Beberapa tahun terakhir ini ada fenomena yang menarik untuk kita perhatikan. Kosakata “perempuan” ternyata lebih sering digunakan daripada “wanita”. Aktivis LSM, mahasiswa, akademisi, pers bahkan pemerintah seperti sedang terjangkiti trend. Kata perempuan hadir baik dalam bentuk tulisan di media massa dan jurnal maupun diucapkan dalam diskusi atau seminar. Hal ini mengingatkan Saya pada sebuah lokalatih kekerasan terhadap perempuan, yang diselenggarakan di Bali beberapa waktu yang lalu. Debra H. Yatim, seorang feminis, sempat mempertanyakan perbedaan makna kata perempuan dan wanita. Kalau ternyata ia lebih suka menggunakan kata perempuan, itu adalah pilihan pribadinya. Tapi jika kosakata perempuan digunakan karena pemerintah sudah meresmikannya – seperti yang diakui oleh Debra – hal inilah yang perlu kita kaji bersama.

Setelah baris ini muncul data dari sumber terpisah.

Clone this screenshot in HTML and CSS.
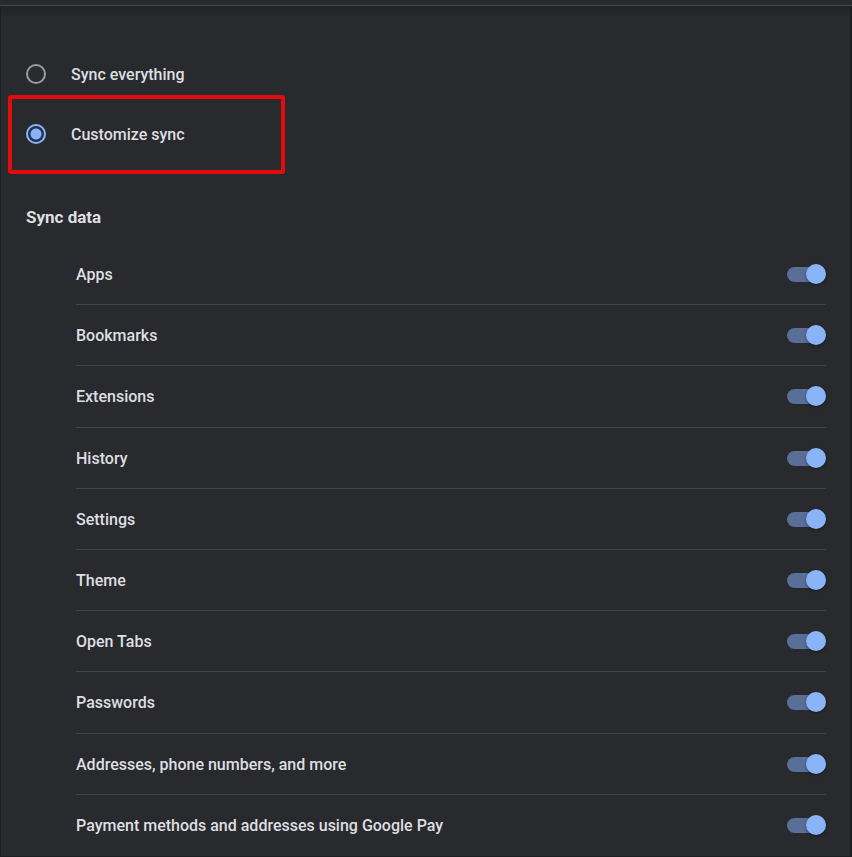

Ilustrasi yang saya paparkan diatas memperlihatkan upaya negara melakukan hegemoni atas masyarakat sipil. Hegemoni menurut Gramsci dalam bukunya The prison notebooks (1971) dipandang sebagai cara kelompok/kelas yang berkuasa untuk dapat terus memperoleh dukungan dari rakyat. Dalam perspektif Gramscian, hegemoni bekerja secara otomatis dalam tubuh masyarakat. Sehingga di satu pihak negara atau kelas yang berkuasa dapat memperoleh dukungan dari masyarakat, dan di lain pihak hegemoni tersebut merasuki kesadaran masyarakat sedemikian rupa sehingga dapat mempengaruhi cara berpikir masyarakat tanpa mereka sendiri menyadarinya. Salah satu alat hegemoni yang paling ampuh ialah pengetahuan.

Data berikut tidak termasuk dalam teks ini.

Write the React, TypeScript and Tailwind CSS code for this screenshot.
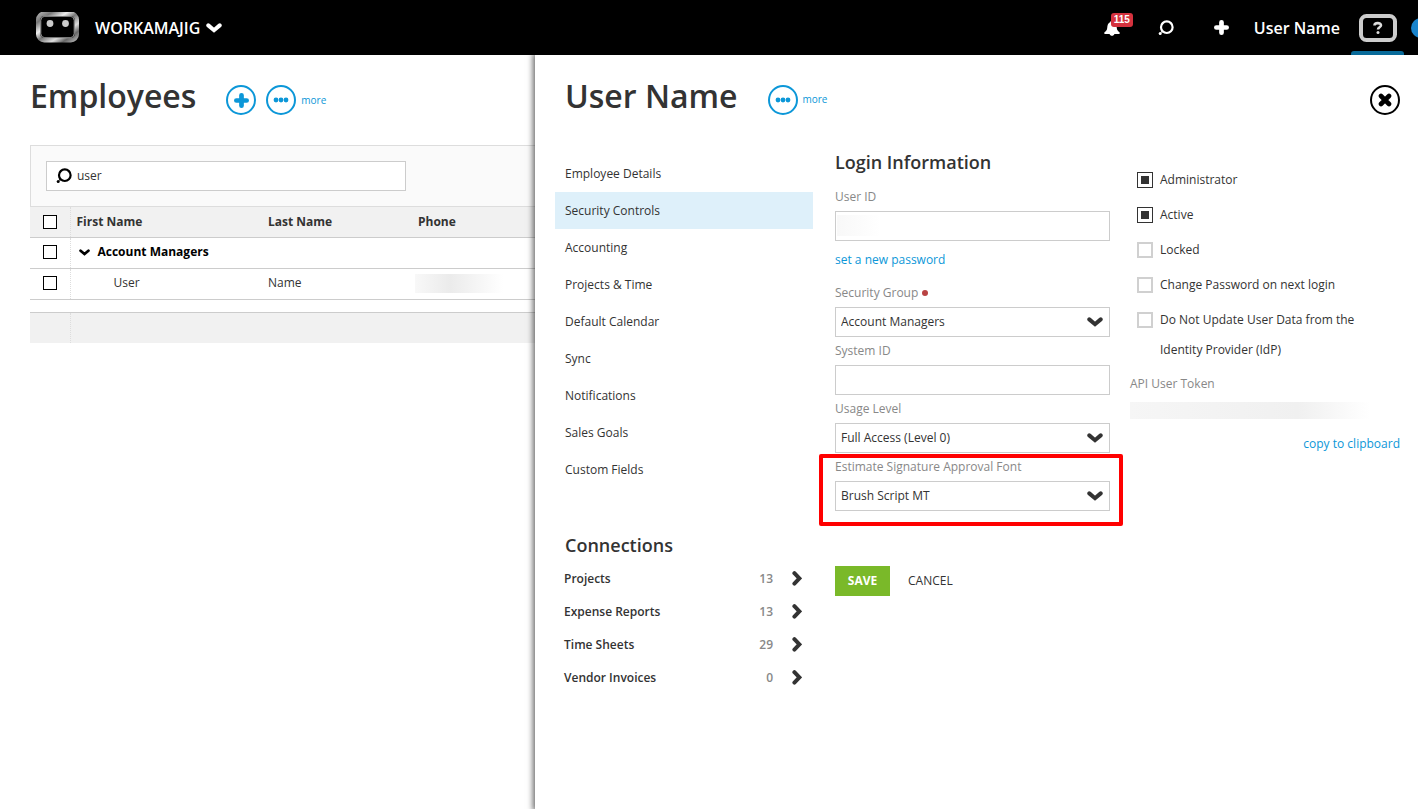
import { useState } from "react"
import type { ReactNode } from "react"

const menuItems = [
    "Employee Details",
    "Security Controls",
    "Accounting",
    "Projects & Time",
    "Default Calendar",
    "Sync",
    "Notifications",
    "Sales Goals",
    "Custom Fields",
]

const connections = [
    { name: "Projects", count: 13 },
    { name: "Expense Reports", count: 13 },
    { name: "Time Sheets", count: 29 },
    { name: "Vendor Invoices", count: 0 },
]

const flags = [
    { label: "Administrator", checked: true },
    { label: "Active", checked: true },
    { label: "Locked", checked: false },
    { label: "Change Password on next login", checked: false },
    { label: "Do Not Update User Data from the Identity Provider (IdP)", checked: false },
]

const ChevronDown = ({ className }: { className?: string }) => (
    <svg viewBox="0 0 16 10" className={className} fill="none" stroke="currentColor" strokeWidth="4" strokeLinecap="round">
        <path d="M2.3 2.4 L8 7.2 L13.7 2.4" />
    </svg>
)

const ChevronRight = () => (
    <svg viewBox="0 0 10 16" className="h-4 w-[10px]" fill="none" stroke="currentColor" strokeWidth="4" strokeLinecap="round">
        <path d="M2.4 2.2 L7.4 7.4 L2.4 12.6" />
    </svg>
)

const SearchIcon = () => (
    <svg viewBox="0 0 16 16" className="size-4" fill="none">
        <circle cx="8.8" cy="7.2" r="5.8" stroke="currentColor" strokeWidth="2.2" />
        <path d="M4.6 11.2 L3.4 12.4" stroke="currentColor" strokeWidth="1.6" />
        <circle cx="2.2" cy="13.6" r="1.5" fill="currentColor" />
    </svg>
)

const PlusIcon = ({ className }: { className?: string }) => (
    <svg viewBox="0 0 14 14" className={className} stroke="currentColor" strokeWidth="4.4" strokeLinecap="round">
        <path d="M7 2.2 V11.8 M2.2 7 H11.8" />
    </svg>
)

const RoundButton = ({ label, children }: { label: string; children: ReactNode }) => (
    <button aria-label={label} className="flex size-[30px] items-center justify-center rounded-full border-2 border-[#0c97d8] text-[#0c97d8]">
        {children}
    </button>
)

const MoreButton = () => (
    <div className="flex items-center gap-[5px]">
        <RoundButton label="more actions">
            <svg viewBox="0 0 16 6" className="h-[6px] w-4" fill="currentColor">
                <circle cx="3" cy="3" r="2.4" />
                <circle cx="8" cy="3" r="2.4" />
                <circle cx="13" cy="3" r="2.4" />
            </svg>
        </RoundButton>
        <a href="#" className="text-[10px] text-[#0c97d8]">more</a>
    </div>
)

const Header = () => (
    <header className="flex h-[55px] items-center overflow-hidden bg-black pl-9 text-white">
        <svg viewBox="0 0 44 32" className="h-8 w-11" aria-label="Workamajig">
            <defs>
                <linearGradient id="metal" x1="0" y1="0" x2="1" y2="1">
                    <stop offset="0" stopColor="#aaa" />
                    <stop offset="0.15" stopColor="#777" />
                    <stop offset="0.35" stopColor="#eee" />
                    <stop offset="0.5" stopColor="#777" />
                    <stop offset="0.7" stopColor="#ddd" />
                    <stop offset="0.85" stopColor="#666" />
                    <stop offset="1" stopColor="#aaa" />
                </linearGradient>
            </defs>
            <rect x="2.2" y="1.7" width="38.6" height="26.6" rx="6" fill="#000" stroke="url(#metal)" strokeWidth="4.4" />
            <rect x="4.8" y="4.3" width="33.4" height="21.4" rx="4" fill="none" stroke="#bbb" strokeWidth="0.8" />
            <circle cx="14" cy="11.5" r="3.4" fill="#ccc" />
            <circle cx="29.5" cy="11.5" r="3.4" fill="#ccc" />
        </svg>
        <button className="ml-[15px] flex items-center gap-[6px] text-base font-semibold">
            WORKAMAJIG
            <ChevronDown className="h-[10px] w-4" />
        </button>
        <div className="ml-auto flex h-full items-center">
            <button aria-label="notifications" className="relative">
                <svg viewBox="0 0 16 16" className="size-4" fill="currentColor">
                    <path d="M8 0.5 C9 0.5 9.6 1.2 9.6 2 C12 3 12.6 5 12.8 8 C13 10.5 14 11 15.6 12.2 V14 H0.4 V12.2 C2 11 3 10.5 3.2 8 C3.4 5 4 3 6.4 2 C6.4 1.2 7 0.5 8 0.5 Z M5.6 14 H10.4 C10 16.4 6 16.4 5.6 14 Z" />
                </svg>
                <span className="absolute -top-[7px] left-[7px] rounded-[3px] bg-[#d4323e] px-[3px] font-['Liberation_Sans',sans-serif] text-[10px] leading-[14px] font-bold">115</span>
            </button>
            <button aria-label="search" className="ml-[38px]"><SearchIcon /></button>
            <button aria-label="add" className="ml-[40px]"><PlusIcon className="size-[15px]" /></button>
            <button className="ml-[25px] text-base font-semibold">User Name</button>
            <button aria-label="help" className="relative ml-[11px] flex h-full w-[53px] items-center justify-center">
                <svg viewBox="0 0 38 28" className="h-7 w-[38px]">
                    <rect x="2" y="2" width="34" height="24" rx="5.5" fill="#000" stroke="#ccc" strokeWidth="4" />
                    <path d="M15.5 11.5 C15.5 8.4 22 8.4 22 11.3 C22 13.4 19 13.2 19 15.6" fill="none" stroke="#ddd" strokeWidth="2.6" />
                    <circle cx="19" cy="18.4" r="1.5" fill="#ddd" />
                </svg>
                <span className="absolute inset-x-0 bottom-0 h-1 rounded-t-[3px] bg-[#086a99]" />
            </button>
            <span className="ml-[7px] -mr-[13px] size-5 rounded-full bg-[#1a84cc]" />
        </div>
    </header>
)

const RowCheck = ({ label }: { label: string }) => (
    <input type="checkbox" aria-label={label} className="block size-[14px] appearance-none border border-black bg-white checked:bg-black checked:shadow-[inset_0_0_0_2px_white]" />
)

const Employees = () => (
    <section className="w-[535px] shrink-0 overflow-hidden pl-[30px]">
        <div className="flex h-[90px] items-center">
            <h1 className="pb-2 text-[32px] font-semibold text-[#333]">Employees</h1>
            <div className="ml-[30px] flex gap-[10px]">
                <RoundButton label="add employee"><PlusIcon className="size-[15px]" /></RoundButton>
                <MoreButton />
            </div>
        </div>
        <div className="border-t border-l border-[#ddd] bg-[#fafafa] p-[15px]">
            <label className="flex h-[30px] w-[360px] items-center gap-[5px] border border-[#ccc] bg-white pl-[9px] text-black">
                <SearchIcon />
                <input type="text" aria-label="Search employees" defaultValue="user" className="min-w-0 flex-1 text-xs text-[#333] outline-none" />
            </label>
        </div>
        <table className="w-full table-fixed border-collapse text-left text-xs text-[#333]">
            <colgroup>
                <col className="w-10" />
                <col className="w-[192px]" />
                <col className="w-[150px]" />
                <col />
            </colgroup>
            <thead>
                <tr className="h-[31px] border-t border-b border-t-[#ddd] border-b-[#ccc] bg-[#f1f1f1]">
                    <th className="border-r border-dotted border-r-[#ddd] pl-[13px]"><RowCheck label="Select all" /></th>
                    <th className="pl-[6px] font-bold">First Name</th>
                    <th className="pl-[6px] font-bold">Last Name</th>
                    <th className="pl-[6px] font-bold">Phone</th>
                </tr>
            </thead>
            <tbody>
                <tr className="h-[31px] border-b border-[#ccc]">
                    <td className="border-r border-dotted border-r-[#ddd] pb-[2px] pl-[13px]"><RowCheck label="Select Account Managers" /></td>
                    <td colSpan={3} className="pb-[2px] pl-[8px] font-bold text-black">
                        <button className="flex items-center gap-2">
                            <ChevronDown className="h-[7px] w-[11px]" />
                            Account Managers
                        </button>
                    </td>
                </tr>
                <tr className="h-[31px] border-b border-[#ccc]">
                    <td className="border-r border-dotted border-r-[#ddd] pb-[2px] pl-[13px]"><RowCheck label="Select User Name" /></td>
                    <td className="pb-[2px] pl-[43px]">User</td>
                    <td className="pb-[2px] pl-[6px]">Name</td>
                    <td className="pb-[2px] pl-[3px]">
                        <div className="h-[19px] w-[88px] bg-linear-to-r from-[#f8f8f8] via-[#ebebeb] via-40% to-white" />
                    </td>
                </tr>
                <tr className="h-[13px] border-b border-[#ccc]">
                    <td colSpan={4} />
                </tr>
            </tbody>
            <tfoot>
                <tr className="h-[30px] bg-[#f1f1f1]">
                    <td className="border-r border-dotted border-r-[#ddd]" />
                    <td colSpan={3} />
                </tr>
            </tfoot>
        </table>
    </section>
)

const SelectField = ({ id, label, options, required }: { id: string; label: string; options: string[]; required?: boolean }) => (
    <div>
        <label htmlFor={id} className="flex h-7 items-center gap-1 text-[#888]">
            {label}
            {required && <span className="size-[6px] rounded-full bg-[#b94343]" />}
        </label>
        <div className="relative">
            <select id={id} className="h-[30px] w-full appearance-none border border-[#ccc] bg-white pr-8 pl-[5px] text-[#333]">
                {options.map((option) => (
                    <option key={option}>{option}</option>
                ))}
            </select>
            <ChevronDown className="pointer-events-none absolute top-[10px] right-[7px] h-[10px] w-4 text-[#333]" />
        </div>
    </div>
)

const TextField = ({ id, label, hidden }: { id: string; label: string; hidden?: boolean }) => (
    <div>
        <label htmlFor={id} className="flex h-7 items-center text-[#888]">{label}</label>
        <div className="relative">
            <input id={id} type="text" className="block h-[30px] w-full border border-[#ccc] bg-white px-[5px]" />
            {hidden && <span className="absolute top-1 left-[2px] h-[21px] w-11 bg-linear-to-r from-[#f8f8f8] to-white" />}
        </div>
    </div>
)

const UserPanel = () => {

    const [active, setActive] = useState("Security Controls")

    return (
        <main className="min-w-0 flex-1 bg-white pr-[18px] pl-5 text-xs text-[#333] shadow-[0_0_6px_2px_rgba(0,0,0,0.6)]">
            <div className="flex h-[90px] items-center pl-[10px]">
                <h1 className="pb-2 text-[32px] font-semibold text-[#333]">User Name</h1>
                <div className="ml-[30px]"><MoreButton /></div>
                <button aria-label="close" className="ml-auto flex size-[30px] items-center justify-center rounded-full border-2 border-black text-black">
                    <svg viewBox="0 0 14 14" className="size-[14px]" stroke="currentColor" strokeWidth="4.6" strokeLinecap="round">
                        <path d="M3 3 L11 11 M11 3 L3 11" />
                    </svg>
                </button>
            </div>
            <div className="flex">
                <div className="w-[258px] shrink-0 pt-[10px]">
                    <nav>
                        {menuItems.map((item) => (
                            <button
                                key={item}
                                onClick={() => setActive(item)}
                                className={`block h-[37px] w-full pl-[10px] text-left ${item === active ? "bg-[#def0fa]" : ""}`}
                            >
                                {item}
                            </button>
                        ))}
                    </nav>
                    <h2 className="mt-[43px] pl-[10px] text-lg font-semibold">Connections</h2>
                    <ul className="mt-[3px]">
                        {connections.map((item) => (
                            <li key={item.name}>
                                <a href="#" className="flex h-[33px] items-center pr-[11px] pl-[9px] font-semibold">
                                    {item.name}
                                    <span className="mr-[19px] ml-auto text-[#888]">{item.count}</span>
                                    <ChevronRight />
                                </a>
                            </li>
                        ))}
                    </ul>
                </div>
                <form className="ml-[22px] w-[275px] shrink-0 pt-[3px]" onSubmit={(e) => e.preventDefault()}>
                    <h2 className="mb-[7px] text-lg font-semibold">Login Information</h2>
                    <TextField id="user-id" label="User ID" hidden />
                    <div className="flex h-[38px] items-center">
                        <a href="#" className="text-[#0c97d8]">set a new password</a>
                    </div>
                    <SelectField id="security-group" label="Security Group" options={["Account Managers", "Administrators"]} required />
                    <TextField id="system-id" label="System ID" />
                    <SelectField id="usage-level" label="Usage Level" options={["Full Access (Level 0)", "Limited Access (Level 1)"]} />
                    <div className="relative">
                        <SelectField id="signature-font" label="Estimate Signature Approval Font" options={["Brush Script MT", "Arial"]} />
                        <div className="pointer-events-none absolute top-[1px] -right-[13px] -bottom-[15px] -left-4 rounded-[2px] border-4 border-[#f00]" />
                    </div>
                    <div className="mt-[55px] flex h-[30px] gap-[18px]">
                        <button type="submit" className="w-[55px] bg-[#7ab929] font-bold text-white">SAVE</button>
                        <button type="button">CANCEL</button>
                    </div>
                </form>
                <div className="ml-5 min-w-0 flex-1 pt-5">
                    <div className="flex flex-col gap-[5px] pl-[7px] leading-[30px]">
                        {flags.map((flag) => (
                            <label key={flag.label} className="flex max-w-[246px] gap-[7px]">
                                <input
                                    type="checkbox"
                                    defaultChecked={flag.checked}
                                    className="mt-[7px] size-4 shrink-0 appearance-none border-2 border-[#d0d0d0] bg-white checked:border checked:border-[#333] checked:bg-[#333] checked:shadow-[inset_0_0_0_3px_white]"
                                />
                                {flag.label}
                            </label>
                        ))}
                    </div>
                    <p className="mt-[5px] leading-7 text-[#888]">API User Token</p>
                    <div className="mt-1 h-[17px] w-[240px] bg-linear-to-r from-[#f6f6f6] via-[#f0f0f0] via-70% to-white" />
                    <div className="mt-[17px] text-right">
                        <a href="#" className="text-[#0c97d8]">copy to clipboard</a>
                    </div>
                </div>
            </div>
        </main>
    )
}

export default function App() {
    return (
        <div className="flex min-h-screen flex-col overflow-hidden bg-white font-['Open_Sans',sans-serif]">
            <Header />
            <div className="flex flex-1 overflow-hidden">
                <Employees />
                <UserPanel />
            </div>
        </div>
    )
}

Adalah Foucault (1980) yang berhasil menjelaskannya kepada kita bagaimana pengetahuan dan kekuasaan hadir sebagai relasi yang saling memperkembangkan. Artinya tidak ada praktek pelaksanaan kuasa yang tidak memunculkan pengetahuan dan tidak ada pengetahuan yang didalamnya tidak mengandung relasi kuasa. Begitu pula yang terjadi pada rezim-rezim yang berkuasa. Baik Orde Baru dengan wacana (peranan) wanita-nya maupun rezim Gus Dur – yang kemudian dilanjutkan oleh Megawati – dengan wacana (pemberdayaan) perempuan.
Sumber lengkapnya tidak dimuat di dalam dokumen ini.